- _INFORMATION PROVIDED_
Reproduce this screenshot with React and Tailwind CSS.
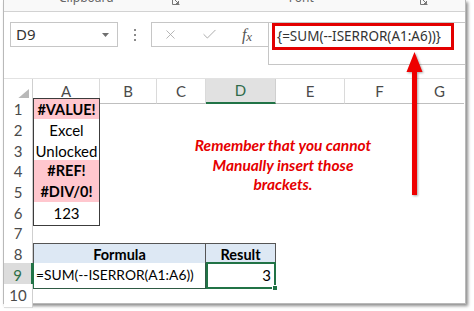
import React from "react";
import { X, Check } from "lucide-react";

const COLS = "grid grid-cols-[29px_67px_57px_49px_70px_69px_70px_49px]";
const HEIGHTS = ["h-[21px]", "h-[21px]", "h-[20px]", "h-[21px]", "h-[21px]", "h-[20px]", "h-[21px]", "h-[20px]", "h-[21px]", "h-[19px]"];

function Launcher() {
  return (
    <svg width="8" height="8" viewBox="0 0 8 8" className="block">
      <path d="M0.5 0 V7.5 H7.5" fill="none" stroke="#777" strokeWidth="1" />
      <path d="M3 3 L6.5 6.5 M6.5 4 V6.5 H4" fill="none" stroke="#777" strokeWidth="1" />
    </svg>
  );
}

function RowHeader({ n, selected }) {
  return (
    <div
      className={
        "flex items-center justify-center border-r border-b " +
        (selected
          ? "bg-[#dcdcdc] text-[#2f7049] border-r-[#217346] border-r-2 border-b-[#c8c8c8]"
          : "bg-white text-[#4a4a4a] border-r-[#cfcfcf] border-b-[#dcdcdc]")
      }
    >
      {n}
    </div>
  );
}

export default function App() {
  const aCells = [
    { t: "#VALUE!", err: true },
    { t: "Excel" },
    { t: "Unlocked" },
    { t: "#REF!", err: true },
    { t: "#DIV/0!", err: true },
    { t: "123" },
  ];

  return (
    <div className="relative w-[474px] h-[311px] bg-white overflow-hidden font-['Lato',sans-serif]">
      <div className="ml-[3px] w-[463px] h-[304px] bg-white border-l border-r border-b border-[#b9b9b9] shadow-[2px_2px_3px_rgba(0,0,0,0.45)] flex flex-col">
        {/* ribbon remnants */}
        <div className="h-[12px] shrink-0 overflow-hidden bg-[#f9f9f9] border-b border-[#d2d2d2] flex items-start text-[12px] text-[#666] font-['Noto_Sans',sans-serif] leading-[14px]">
          <span className="ml-[55px] -mt-[9px]">Clipboard</span>
          <span className="ml-[58px] -mt-[3px]"><Launcher /></span>
          <span className="ml-[109px] -mt-[9px]">Font</span>
          <span className="ml-[106px] -mt-[3px]"><Launcher /></span>
        </div>

        {/* formula bar */}
        <div className="h-[66px] shrink-0 pt-[10px] flex items-start bg-white">
          <div className="ml-[6px] w-[108px] h-[25px] border border-[#c6c6c6] flex items-center justify-between pl-[5px] pr-[8px] font-['Noto_Sans',sans-serif] text-[15px] text-[#333]">
            <span>D9</span>
            <svg width="7" height="4" viewBox="0 0 7 4"><path d="M0 0 H7 L3.5 4 Z" fill="#6f6f6f" /></svg>
          </div>
          <div className="w-[33px] h-[25px] flex flex-col items-center justify-center gap-[3px]">
            <span className="w-[2px] h-[2px] bg-[#8a8a8a]" />
            <span className="w-[2px] h-[2px] bg-[#8a8a8a]" />
            <span className="w-[2px] h-[2px] bg-[#8a8a8a]" />
          </div>
          <div className="w-[117px] h-[25px] border-t border-b border-l border-[#c6c6c6] flex items-center">
            <div className="w-[36px] flex justify-center"><X size={15} strokeWidth={1.3} color="#a5a5a5" /></div>
            <div className="w-[42px] flex justify-center"><Check size={17} strokeWidth={1.3} color="#a5a5a5" /></div>
            <div className="w-[34px] flex justify-center font-['Liberation_Serif',serif] italic text-[16px] text-[#555] leading-none">
              <span>f</span><span className="text-[13px] mt-[3px]">x</span>
            </div>
          </div>
          <div className="flex-1 h-[43px] border-t border-b border-l border-[#c6c6c6] pl-[8px] pt-[2px] font-['Noto_Sans',sans-serif] text-[13.5px] text-[#333] leading-[22px] whitespace-nowrap">
            {"{=SUM(--ISERROR(A1:A6))}"}
          </div>
        </div>

        {/* column headers */}
        <div className={COLS + " h-[20px] shrink-0 text-[15px] text-[#4a4a4a] border-t border-[#e2e2e2]"}>
          <div className="border-r border-b border-[#cfcfcf] bg-white flex items-end justify-end pr-[3px] pb-[3px]">
            <svg width="13" height="11" viewBox="0 0 13 11"><path d="M13 0 V11 H0 Z" fill="#b8b8b8" /></svg>
          </div>
          {["A", "B", "C", "D", "E", "F", "G"].map((c) =>
            c === "D" ? (
              <div key={c} className="bg-[#e1e1e1] text-[#2f6b4a] border-r border-r-[#cfcfcf] border-b-2 border-b-[#217346] flex items-center justify-center">
                {c}
              </div>
            ) : (
              <div key={c} className={"bg-white flex items-center justify-center border-b border-b-[#bfbfbf] " + (c !== "G" ? "border-r border-r-[#dadada]" : "")}>
                {c}
              </div>
            )
          )}
        </div>

        {/* rows */}
        {HEIGHTS.map((h, i) => {
          const n = i + 1;
          return (
            <div key={n} className={COLS + " " + h + " shrink-0 text-[15px] text-black"}>
              <RowHeader n={n} selected={n === 9} />
              {n <= 6 ? (
                <div
                  className={
                    "flex items-center justify-center border-x border-b border-[#3c3c3c] " +
                    (n === 1 ? "border-t " : "") +
                    (aCells[i].err ? "bg-[#ffc7ce] font-bold text-[14.5px]" : "bg-white")
                  }
                >
                  {aCells[i].t}
                </div>
              ) : n === 8 ? (
                <>
                  <div className="col-span-3 bg-[#dde8f4] border border-[#555] flex items-center justify-center font-bold text-[14.5px]">
                    Formula
                  </div>
                  <div className="bg-[#dde8f4] border-t border-r border-b border-[#555] border-b-[#2f5a44] flex items-center justify-center font-bold text-[14.5px]">
                    Result
                  </div>
                </>
              ) : n === 9 ? (
                <>
                  <div className="col-span-3 bg-white border-l border-r border-b border-[#2f5a44] border-l-[#217346] flex items-center pl-[2px] whitespace-nowrap overflow-hidden text-[13.8px]">
                    =SUM(--ISERROR(A1:A6))
                  </div>
                  <div className="relative bg-white border-2 border-[#217346] -mt-px flex items-center justify-end pr-[3px]">
                    3
                    <span className="absolute -right-[4px] -bottom-[4px] w-[6px] h-[6px] bg-[#217346] border border-white" />
                  </div>
                </>
              ) : null}
            </div>
          );
        })}
      </div>

      {/* red rectangle annotation around the formula */}
      <div className="absolute left-[272px] top-[23px] w-[182px] h-[27px] border-[3px] border-[#e30000]" />

      {/* red arrow */}
      <svg className="absolute left-[402px] top-[50px] drop-shadow-[1px_1px_1px_rgba(0,0,0,0.35)]" width="26" height="148" viewBox="0 0 26 148">
        <path d="M12.5 2 L20.5 22 H15 V145 H10 V22 H4.5 Z" fill="#ee0000" />
      </svg>

      {/* note text */}
      <div className="absolute left-[173px] top-[136px] w-[220px] text-center leading-[19.5px] text-[15.5px] font-bold italic text-[#e60000] whitespace-nowrap">
        <div>Remember that you cannot</div>
        <div>Manually insert those</div>
        <div>brackets.</div>
      </div>
    </div>
  );
}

- _AIM_
Leave out the pictures and transcribe everything else exactly.

- _RESPONSE FOR THIS EXERCISE_
Reproduce this screenshot with React and Tailwind CSS.
import React from "react";
import { X, Check } from "lucide-react";

const COLS = "grid grid-cols-[29px_67px_57px_49px_70px_69px_70px_49px]";
const HEIGHTS = ["h-[21px]", "h-[21px]", "h-[20px]", "h-[21px]", "h-[21px]", "h-[20px]", "h-[21px]", "h-[20px]", "h-[21px]", "h-[19px]"];

function Launcher() {
  return (
    <svg width="8" height="8" viewBox="0 0 8 8" className="block">
      <path d="M0.5 0 V7.5 H7.5" fill="none" stroke="#777" strokeWidth="1" />
      <path d="M3 3 L6.5 6.5 M6.5 4 V6.5 H4" fill="none" stroke="#777" strokeWidth="1" />
    </svg>
  );
}

function RowHeader({ n, selected }) {
  return (
    <div
      className={
        "flex items-center justify-center border-r border-b " +
        (selected
          ? "bg-[#dcdcdc] text-[#2f7049] border-r-[#217346] border-r-2 border-b-[#c8c8c8]"
          : "bg-white text-[#4a4a4a] border-r-[#cfcfcf] border-b-[#dcdcdc]")
      }
    >
      {n}
    </div>
  );
}

export default function App() {
  const aCells = [
    { t: "#VALUE!", err: true },
    { t: "Excel" },
    { t: "Unlocked" },
    { t: "#REF!", err: true },
    { t: "#DIV/0!", err: true },
    { t: "123" },
  ];

  return (
    <div className="relative w-[474px] h-[311px] bg-white overflow-hidden font-['Lato',sans-serif]">
      <div className="ml-[3px] w-[463px] h-[304px] bg-white border-l border-r border-b border-[#b9b9b9] shadow-[2px_2px_3px_rgba(0,0,0,0.45)] flex flex-col">
        {/* ribbon remnants */}
        <div className="h-[12px] shrink-0 overflow-hidden bg-[#f9f9f9] border-b border-[#d2d2d2] flex items-start text-[12px] text-[#666] font-['Noto_Sans',sans-serif] leading-[14px]">
          <span className="ml-[55px] -mt-[9px]">Clipboard</span>
          <span className="ml-[58px] -mt-[3px]"><Launcher /></span>
          <span className="ml-[109px] -mt-[9px]">Font</span>
          <span className="ml-[106px] -mt-[3px]"><Launcher /></span>
        </div>

        {/* formula bar */}
        <div className="h-[66px] shrink-0 pt-[10px] flex items-start bg-white">
          <div className="ml-[6px] w-[108px] h-[25px] border border-[#c6c6c6] flex items-center justify-between pl-[5px] pr-[8px] font-['Noto_Sans',sans-serif] text-[15px] text-[#333]">
            <span>D9</span>
            <svg width="7" height="4" viewBox="0 0 7 4"><path d="M0 0 H7 L3.5 4 Z" fill="#6f6f6f" /></svg>
          </div>
          <div className="w-[33px] h-[25px] flex flex-col items-center justify-center gap-[3px]">
            <span className="w-[2px] h-[2px] bg-[#8a8a8a]" />
            <span className="w-[2px] h-[2px] bg-[#8a8a8a]" />
            <span className="w-[2px] h-[2px] bg-[#8a8a8a]" />
          </div>
          <div className="w-[117px] h-[25px] border-t border-b border-l border-[#c6c6c6] flex items-center">
            <div className="w-[36px] flex justify-center"><X size={15} strokeWidth={1.3} color="#a5a5a5" /></div>
            <div className="w-[42px] flex justify-center"><Check size={17} strokeWidth={1.3} color="#a5a5a5" /></div>
            <div className="w-[34px] flex justify-center font-['Liberation_Serif',serif] italic text-[16px] text-[#555] leading-none">
              <span>f</span><span className="text-[13px] mt-[3px]">x</span>
            </div>
          </div>
          <div className="flex-1 h-[43px] border-t border-b border-l border-[#c6c6c6] pl-[8px] pt-[2px] font-['Noto_Sans',sans-serif] text-[13.5px] text-[#333] leading-[22px] whitespace-nowrap">
            {"{=SUM(--ISERROR(A1:A6))}"}
          </div>
        </div>

        {/* column headers */}
        <div className={COLS + " h-[20px] shrink-0 text-[15px] text-[#4a4a4a] border-t border-[#e2e2e2]"}>
          <div className="border-r border-b border-[#cfcfcf] bg-white flex items-end justify-end pr-[3px] pb-[3px]">
            <svg width="13" height="11" viewBox="0 0 13 11"><path d="M13 0 V11 H0 Z" fill="#b8b8b8" /></svg>
          </div>
          {["A", "B", "C", "D", "E", "F", "G"].map((c) =>
            c === "D" ? (
              <div key={c} className="bg-[#e1e1e1] text-[#2f6b4a] border-r border-r-[#cfcfcf] border-b-2 border-b-[#217346] flex items-center justify-center">
                {c}
              </div>
            ) : (
              <div key={c} className={"bg-white flex items-center justify-center border-b border-b-[#bfbfbf] " + (c !== "G" ? "border-r border-r-[#dadada]" : "")}>
                {c}
              </div>
            )
          )}
        </div>

        {/* rows */}
        {HEIGHTS.map((h, i) => {
          const n = i + 1;
          return (
            <div key={n} className={COLS + " " + h + " shrink-0 text-[15px] text-black"}>
              <RowHeader n={n} selected={n === 9} />
              {n <= 6 ? (
                <div
                  className={
                    "flex items-center justify-center border-x border-b border-[#3c3c3c] " +
                    (n === 1 ? "border-t " : "") +
                    (aCells[i].err ? "bg-[#ffc7ce] font-bold text-[14.5px]" : "bg-white")
                  }
                >
                  {aCells[i].t}
                </div>
              ) : n === 8 ? (
                <>
                  <div className="col-span-3 bg-[#dde8f4] border border-[#555] flex items-center justify-center font-bold text-[14.5px]">
                    Formula
                  </div>
                  <div className="bg-[#dde8f4] border-t border-r border-b border-[#555] border-b-[#2f5a44] flex items-center justify-center font-bold text-[14.5px]">
                    Result
                  </div>
                </>
              ) : n === 9 ? (
                <>
                  <div className="col-span-3 bg-white border-l border-r border-b border-[#2f5a44] border-l-[#217346] flex items-center pl-[2px] whitespace-nowrap overflow-hidden text-[13.8px]">
                    =SUM(--ISERROR(A1:A6))
                  </div>
                  <div className="relative bg-white border-2 border-[#217346] -mt-px flex items-center justify-end pr-[3px]">
                    3
                    <span className="absolute -right-[4px] -bottom-[4px] w-[6px] h-[6px] bg-[#217346] border border-white" />
                  </div>
                </>
              ) : null}
            </div>
          );
        })}
      </div>

      {/* red rectangle annotation around the formula */}
      <div className="absolute left-[272px] top-[23px] w-[182px] h-[27px] border-[3px] border-[#e30000]" />

      {/* red arrow */}
      <svg className="absolute left-[402px] top-[50px] drop-shadow-[1px_1px_1px_rgba(0,0,0,0.35)]" width="26" height="148" viewBox="0 0 26 148">
        <path d="M12.5 2 L20.5 22 H15 V145 H10 V22 H4.5 Z" fill="#ee0000" />
      </svg>

      {/* note text */}
      <div className="absolute left-[173px] top-[136px] w-[220px] text-center leading-[19.5px] text-[15.5px] font-bold italic text-[#e60000] whitespace-nowrap">
        <div>Remember that you cannot</div>
        <div>Manually insert those</div>
        <div>brackets.</div>
      </div>
    </div>
  );
}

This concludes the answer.